**Exercise goal**
Output the full listing below exactly, without the pictures.

— START OF Dataset section —

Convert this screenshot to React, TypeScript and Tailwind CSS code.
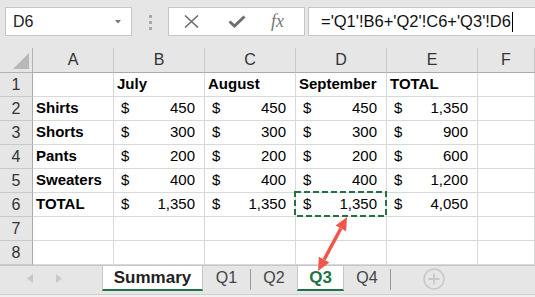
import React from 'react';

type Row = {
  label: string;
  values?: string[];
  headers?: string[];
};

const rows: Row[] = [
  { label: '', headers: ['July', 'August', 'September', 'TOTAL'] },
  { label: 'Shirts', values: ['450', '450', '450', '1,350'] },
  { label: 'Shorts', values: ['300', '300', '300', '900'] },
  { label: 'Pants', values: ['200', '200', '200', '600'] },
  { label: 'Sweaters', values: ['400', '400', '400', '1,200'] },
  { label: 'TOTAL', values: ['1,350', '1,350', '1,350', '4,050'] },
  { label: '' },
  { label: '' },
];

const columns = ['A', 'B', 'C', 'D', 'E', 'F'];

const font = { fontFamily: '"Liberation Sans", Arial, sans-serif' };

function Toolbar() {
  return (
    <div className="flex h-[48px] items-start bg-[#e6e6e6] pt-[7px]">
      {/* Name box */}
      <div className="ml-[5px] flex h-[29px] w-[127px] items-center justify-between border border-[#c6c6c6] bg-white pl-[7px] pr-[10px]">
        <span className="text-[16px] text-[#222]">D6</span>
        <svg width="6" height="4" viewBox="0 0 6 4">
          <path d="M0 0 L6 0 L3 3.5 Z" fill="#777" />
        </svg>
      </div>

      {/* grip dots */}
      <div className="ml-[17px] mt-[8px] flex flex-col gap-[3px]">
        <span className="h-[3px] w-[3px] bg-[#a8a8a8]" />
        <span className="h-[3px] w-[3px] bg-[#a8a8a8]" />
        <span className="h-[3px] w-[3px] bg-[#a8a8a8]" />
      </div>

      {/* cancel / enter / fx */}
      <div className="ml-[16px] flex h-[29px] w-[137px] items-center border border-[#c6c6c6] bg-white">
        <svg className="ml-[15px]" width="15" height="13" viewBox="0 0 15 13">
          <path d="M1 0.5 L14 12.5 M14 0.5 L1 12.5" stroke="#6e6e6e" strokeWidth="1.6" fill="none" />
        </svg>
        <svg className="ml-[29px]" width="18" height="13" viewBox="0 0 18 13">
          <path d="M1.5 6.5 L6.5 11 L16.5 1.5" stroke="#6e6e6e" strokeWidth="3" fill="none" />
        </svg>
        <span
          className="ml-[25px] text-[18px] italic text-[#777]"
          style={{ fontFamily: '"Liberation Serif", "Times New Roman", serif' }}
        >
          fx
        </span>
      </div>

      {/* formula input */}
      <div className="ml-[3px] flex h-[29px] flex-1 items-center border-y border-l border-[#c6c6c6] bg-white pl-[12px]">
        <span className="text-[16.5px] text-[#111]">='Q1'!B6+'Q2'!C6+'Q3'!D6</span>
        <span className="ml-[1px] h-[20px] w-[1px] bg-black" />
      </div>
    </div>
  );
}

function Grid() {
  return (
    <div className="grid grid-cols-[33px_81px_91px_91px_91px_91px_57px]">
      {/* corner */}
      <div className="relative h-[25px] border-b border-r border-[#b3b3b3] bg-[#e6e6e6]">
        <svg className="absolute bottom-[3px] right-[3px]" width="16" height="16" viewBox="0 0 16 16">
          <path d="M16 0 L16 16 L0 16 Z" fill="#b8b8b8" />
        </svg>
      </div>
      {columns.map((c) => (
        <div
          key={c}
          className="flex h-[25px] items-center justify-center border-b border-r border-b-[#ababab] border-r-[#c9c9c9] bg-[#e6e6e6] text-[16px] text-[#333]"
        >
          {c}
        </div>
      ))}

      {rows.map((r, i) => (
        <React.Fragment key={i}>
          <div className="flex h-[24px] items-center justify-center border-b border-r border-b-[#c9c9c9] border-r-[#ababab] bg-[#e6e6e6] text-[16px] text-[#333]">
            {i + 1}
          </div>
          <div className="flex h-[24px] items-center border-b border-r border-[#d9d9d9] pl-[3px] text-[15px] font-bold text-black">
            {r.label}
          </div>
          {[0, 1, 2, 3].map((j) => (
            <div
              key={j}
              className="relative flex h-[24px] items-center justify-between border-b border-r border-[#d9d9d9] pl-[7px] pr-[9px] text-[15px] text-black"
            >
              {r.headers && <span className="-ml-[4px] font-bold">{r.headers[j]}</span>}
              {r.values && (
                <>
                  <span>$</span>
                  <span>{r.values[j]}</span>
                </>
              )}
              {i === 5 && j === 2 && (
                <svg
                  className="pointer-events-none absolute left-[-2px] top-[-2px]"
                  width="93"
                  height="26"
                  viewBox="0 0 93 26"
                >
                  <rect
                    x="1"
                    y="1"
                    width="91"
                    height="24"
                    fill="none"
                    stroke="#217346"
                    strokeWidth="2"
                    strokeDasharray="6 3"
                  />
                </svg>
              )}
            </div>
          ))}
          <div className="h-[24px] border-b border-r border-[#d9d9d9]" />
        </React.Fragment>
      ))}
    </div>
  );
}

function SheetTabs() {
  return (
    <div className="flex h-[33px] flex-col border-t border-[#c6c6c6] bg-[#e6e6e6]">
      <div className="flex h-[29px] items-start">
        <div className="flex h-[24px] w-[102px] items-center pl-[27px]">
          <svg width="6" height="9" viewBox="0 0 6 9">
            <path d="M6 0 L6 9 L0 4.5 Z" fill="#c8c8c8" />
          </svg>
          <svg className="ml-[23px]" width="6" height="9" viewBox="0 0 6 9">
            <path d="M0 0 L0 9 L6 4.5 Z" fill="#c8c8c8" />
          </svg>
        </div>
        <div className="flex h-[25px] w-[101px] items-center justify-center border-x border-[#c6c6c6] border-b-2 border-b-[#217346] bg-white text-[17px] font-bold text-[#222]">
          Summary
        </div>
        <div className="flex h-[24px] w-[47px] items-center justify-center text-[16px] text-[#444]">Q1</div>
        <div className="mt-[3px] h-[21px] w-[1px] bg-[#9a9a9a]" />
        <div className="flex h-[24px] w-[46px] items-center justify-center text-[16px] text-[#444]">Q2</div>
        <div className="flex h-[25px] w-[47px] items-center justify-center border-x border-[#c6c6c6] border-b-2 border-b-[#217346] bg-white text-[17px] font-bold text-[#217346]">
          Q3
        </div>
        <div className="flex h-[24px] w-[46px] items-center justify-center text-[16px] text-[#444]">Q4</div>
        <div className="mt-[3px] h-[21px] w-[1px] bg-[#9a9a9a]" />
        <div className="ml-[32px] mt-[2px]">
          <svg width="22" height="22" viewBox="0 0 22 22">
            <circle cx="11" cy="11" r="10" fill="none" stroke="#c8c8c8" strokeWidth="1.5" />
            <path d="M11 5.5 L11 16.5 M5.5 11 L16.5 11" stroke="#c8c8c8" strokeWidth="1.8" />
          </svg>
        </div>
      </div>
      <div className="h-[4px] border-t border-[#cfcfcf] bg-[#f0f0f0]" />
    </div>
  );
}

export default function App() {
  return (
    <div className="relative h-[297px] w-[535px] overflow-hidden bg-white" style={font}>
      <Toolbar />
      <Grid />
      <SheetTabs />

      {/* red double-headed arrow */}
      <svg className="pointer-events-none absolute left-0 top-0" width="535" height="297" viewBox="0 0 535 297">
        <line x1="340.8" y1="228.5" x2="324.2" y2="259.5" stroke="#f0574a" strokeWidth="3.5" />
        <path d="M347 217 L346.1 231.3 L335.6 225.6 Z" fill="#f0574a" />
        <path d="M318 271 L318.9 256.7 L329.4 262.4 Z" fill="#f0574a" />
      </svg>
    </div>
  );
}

— END OF Dataset section —

**Output of the task**
Convert this screenshot to React, TypeScript and Tailwind CSS code.
import React from 'react';

type Row = {
  label: string;
  values?: string[];
  headers?: string[];
};

const rows: Row[] = [
  { label: '', headers: ['July', 'August', 'September', 'TOTAL'] },
  { label: 'Shirts', values: ['450', '450', '450', '1,350'] },
  { label: 'Shorts', values: ['300', '300', '300', '900'] },
  { label: 'Pants', values: ['200', '200', '200', '600'] },
  { label: 'Sweaters', values: ['400', '400', '400', '1,200'] },
  { label: 'TOTAL', values: ['1,350', '1,350', '1,350', '4,050'] },
  { label: '' },
  { label: '' },
];

const columns = ['A', 'B', 'C', 'D', 'E', 'F'];

const font = { fontFamily: '"Liberation Sans", Arial, sans-serif' };

function Toolbar() {
  return (
    <div className="flex h-[48px] items-start bg-[#e6e6e6] pt-[7px]">
      {/* Name box */}
      <div className="ml-[5px] flex h-[29px] w-[127px] items-center justify-between border border-[#c6c6c6] bg-white pl-[7px] pr-[10px]">
        <span className="text-[16px] text-[#222]">D6</span>
        <svg width="6" height="4" viewBox="0 0 6 4">
          <path d="M0 0 L6 0 L3 3.5 Z" fill="#777" />
        </svg>
      </div>

      {/* grip dots */}
      <div className="ml-[17px] mt-[8px] flex flex-col gap-[3px]">
        <span className="h-[3px] w-[3px] bg-[#a8a8a8]" />
        <span className="h-[3px] w-[3px] bg-[#a8a8a8]" />
        <span className="h-[3px] w-[3px] bg-[#a8a8a8]" />
      </div>

      {/* cancel / enter / fx */}
      <div className="ml-[16px] flex h-[29px] w-[137px] items-center border border-[#c6c6c6] bg-white">
        <svg className="ml-[15px]" width="15" height="13" viewBox="0 0 15 13">
          <path d="M1 0.5 L14 12.5 M14 0.5 L1 12.5" stroke="#6e6e6e" strokeWidth="1.6" fill="none" />
        </svg>
        <svg className="ml-[29px]" width="18" height="13" viewBox="0 0 18 13">
          <path d="M1.5 6.5 L6.5 11 L16.5 1.5" stroke="#6e6e6e" strokeWidth="3" fill="none" />
        </svg>
        <span
          className="ml-[25px] text-[18px] italic text-[#777]"
          style={{ fontFamily: '"Liberation Serif", "Times New Roman", serif' }}
        >
          fx
        </span>
      </div>

      {/* formula input */}
      <div className="ml-[3px] flex h-[29px] flex-1 items-center border-y border-l border-[#c6c6c6] bg-white pl-[12px]">
        <span className="text-[16.5px] text-[#111]">='Q1'!B6+'Q2'!C6+'Q3'!D6</span>
        <span className="ml-[1px] h-[20px] w-[1px] bg-black" />
      </div>
    </div>
  );
}

function Grid() {
  return (
    <div className="grid grid-cols-[33px_81px_91px_91px_91px_91px_57px]">
      {/* corner */}
      <div className="relative h-[25px] border-b border-r border-[#b3b3b3] bg-[#e6e6e6]">
        <svg className="absolute bottom-[3px] right-[3px]" width="16" height="16" viewBox="0 0 16 16">
          <path d="M16 0 L16 16 L0 16 Z" fill="#b8b8b8" />
        </svg>
      </div>
      {columns.map((c) => (
        <div
          key={c}
          className="flex h-[25px] items-center justify-center border-b border-r border-b-[#ababab] border-r-[#c9c9c9] bg-[#e6e6e6] text-[16px] text-[#333]"
        >
          {c}
        </div>
      ))}

      {rows.map((r, i) => (
        <React.Fragment key={i}>
          <div className="flex h-[24px] items-center justify-center border-b border-r border-b-[#c9c9c9] border-r-[#ababab] bg-[#e6e6e6] text-[16px] text-[#333]">
            {i + 1}
          </div>
          <div className="flex h-[24px] items-center border-b border-r border-[#d9d9d9] pl-[3px] text-[15px] font-bold text-black">
            {r.label}
          </div>
          {[0, 1, 2, 3].map((j) => (
            <div
              key={j}
              className="relative flex h-[24px] items-center justify-between border-b border-r border-[#d9d9d9] pl-[7px] pr-[9px] text-[15px] text-black"
            >
              {r.headers && <span className="-ml-[4px] font-bold">{r.headers[j]}</span>}
              {r.values && (
                <>
                  <span>$</span>
                  <span>{r.values[j]}</span>
                </>
              )}
              {i === 5 && j === 2 && (
                <svg
                  className="pointer-events-none absolute left-[-2px] top-[-2px]"
                  width="93"
                  height="26"
                  viewBox="0 0 93 26"
                >
                  <rect
                    x="1"
                    y="1"
                    width="91"
                    height="24"
                    fill="none"
                    stroke="#217346"
                    strokeWidth="2"
                    strokeDasharray="6 3"
                  />
                </svg>
              )}
            </div>
          ))}
          <div className="h-[24px] border-b border-r border-[#d9d9d9]" />
        </React.Fragment>
      ))}
    </div>
  );
}

function SheetTabs() {
  return (
    <div className="flex h-[33px] flex-col border-t border-[#c6c6c6] bg-[#e6e6e6]">
      <div className="flex h-[29px] items-start">
        <div className="flex h-[24px] w-[102px] items-center pl-[27px]">
          <svg width="6" height="9" viewBox="0 0 6 9">
            <path d="M6 0 L6 9 L0 4.5 Z" fill="#c8c8c8" />
          </svg>
          <svg className="ml-[23px]" width="6" height="9" viewBox="0 0 6 9">
            <path d="M0 0 L0 9 L6 4.5 Z" fill="#c8c8c8" />
          </svg>
        </div>
        <div className="flex h-[25px] w-[101px] items-center justify-center border-x border-[#c6c6c6] border-b-2 border-b-[#217346] bg-white text-[17px] font-bold text-[#222]">
          Summary
        </div>
        <div className="flex h-[24px] w-[47px] items-center justify-center text-[16px] text-[#444]">Q1</div>
        <div className="mt-[3px] h-[21px] w-[1px] bg-[#9a9a9a]" />
        <div className="flex h-[24px] w-[46px] items-center justify-center text-[16px] text-[#444]">Q2</div>
        <div className="flex h-[25px] w-[47px] items-center justify-center border-x border-[#c6c6c6] border-b-2 border-b-[#217346] bg-white text-[17px] font-bold text-[#217346]">
          Q3
        </div>
        <div className="flex h-[24px] w-[46px] items-center justify-center text-[16px] text-[#444]">Q4</div>
        <div className="mt-[3px] h-[21px] w-[1px] bg-[#9a9a9a]" />
        <div className="ml-[32px] mt-[2px]">
          <svg width="22" height="22" viewBox="0 0 22 22">
            <circle cx="11" cy="11" r="10" fill="none" stroke="#c8c8c8" strokeWidth="1.5" />
            <path d="M11 5.5 L11 16.5 M5.5 11 L16.5 11" stroke="#c8c8c8" strokeWidth="1.8" />
          </svg>
        </div>
      </div>
      <div className="h-[4px] border-t border-[#cfcfcf] bg-[#f0f0f0]" />
    </div>
  );
}

export default function App() {
  return (
    <div className="relative h-[297px] w-[535px] overflow-hidden bg-white" style={font}>
      <Toolbar />
      <Grid />
      <SheetTabs />

      {/* red double-headed arrow */}
      <svg className="pointer-events-none absolute left-0 top-0" width="535" height="297" viewBox="0 0 535 297">
        <line x1="340.8" y1="228.5" x2="324.2" y2="259.5" stroke="#f0574a" strokeWidth="3.5" />
        <path d="M347 217 L346.1 231.3 L335.6 225.6 Z" fill="#f0574a" />
        <path d="M318 271 L318.9 256.7 L329.4 262.4 Z" fill="#f0574a" />
      </svg>
    </div>
  );
}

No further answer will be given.